The problem at hand:
given a set of N points in an D dimensional space, with all their coordinates >= 0 (in 2D the points would all be in the 1st quadrant, in 3D in the 1st octant, and so on...), remove all the points that have another point that has value bigger or equal in every coordinate.
In 2D, the result is this:
(image from Vincent Zoonekynd's answer here) and there is a simple algorithm, detailed in that answer, that runs in N*log(N)
.
With chunking I should have brought it to N*log(H)
, but optimizations on that are for another question.
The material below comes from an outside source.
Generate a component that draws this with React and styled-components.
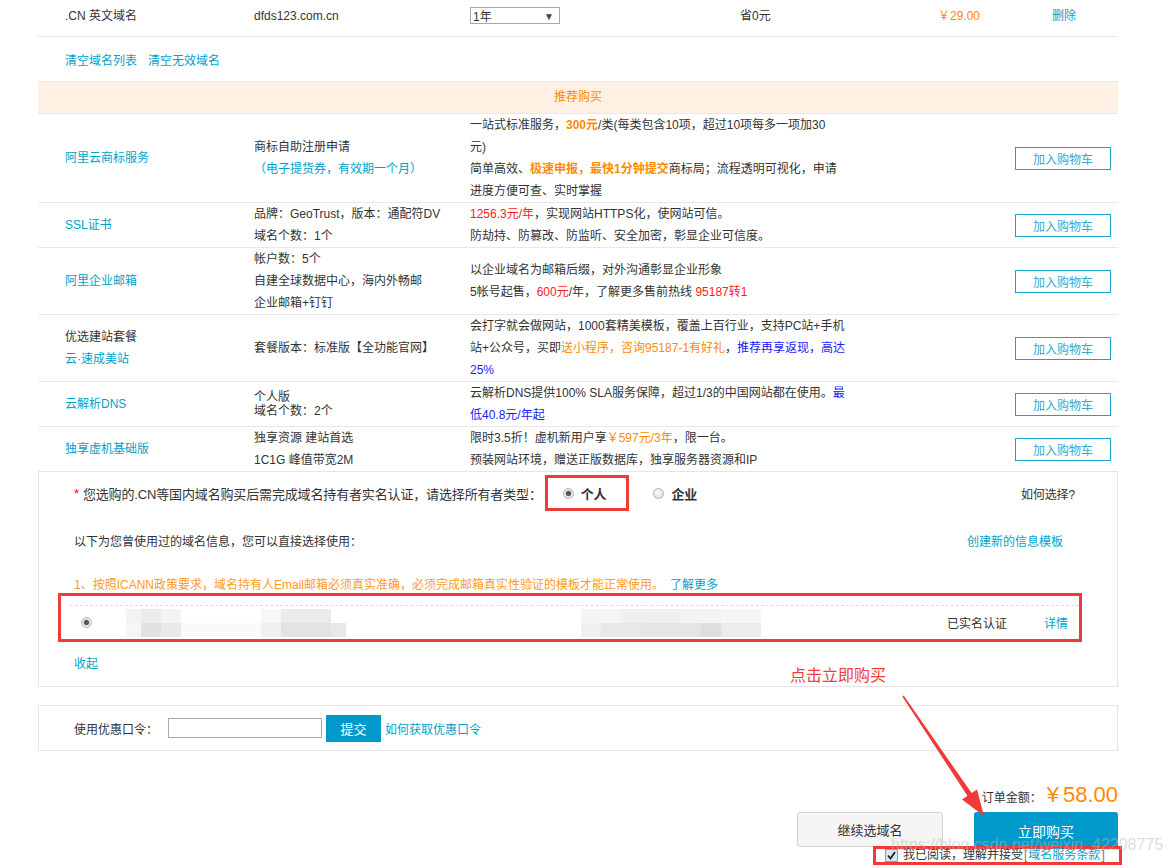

I was interested in extending the solution to 3 dimensions (and possibly 4, if it's still reasonable), but my current 3D algorithm is pretty slow, cumbersome and doesn't generalize to 4D nicely:
- Sort points on the x axis, annotate the position of each point
- Initialize a sort of segment tree with N leaves, where leaves will hold the points' y values and a node will hold
max(child1, child2)
- Sort points on the z axis
- For every point from the largest z:
- Check what position it was in the x order, try to put it in the segment tree in that position
- Check first if there is a point already down (so it has > z), at an higher place (so it has > x) with a bigger y (this costs log(N), thanks tree)
- If said point is found, the current point is discarded, otherwise it's inserted and the tree is updated
This still runs in N*log(N)
, but requires 2 different sorts and a 2*N
-big structure.
Extending this would require another sort and a prohibitive 2*N^2
-big quad tree.
Are there more efficient (especially CPU-wise) approaches?
I don't think it's relevant, but I'm writing in C, the code is here.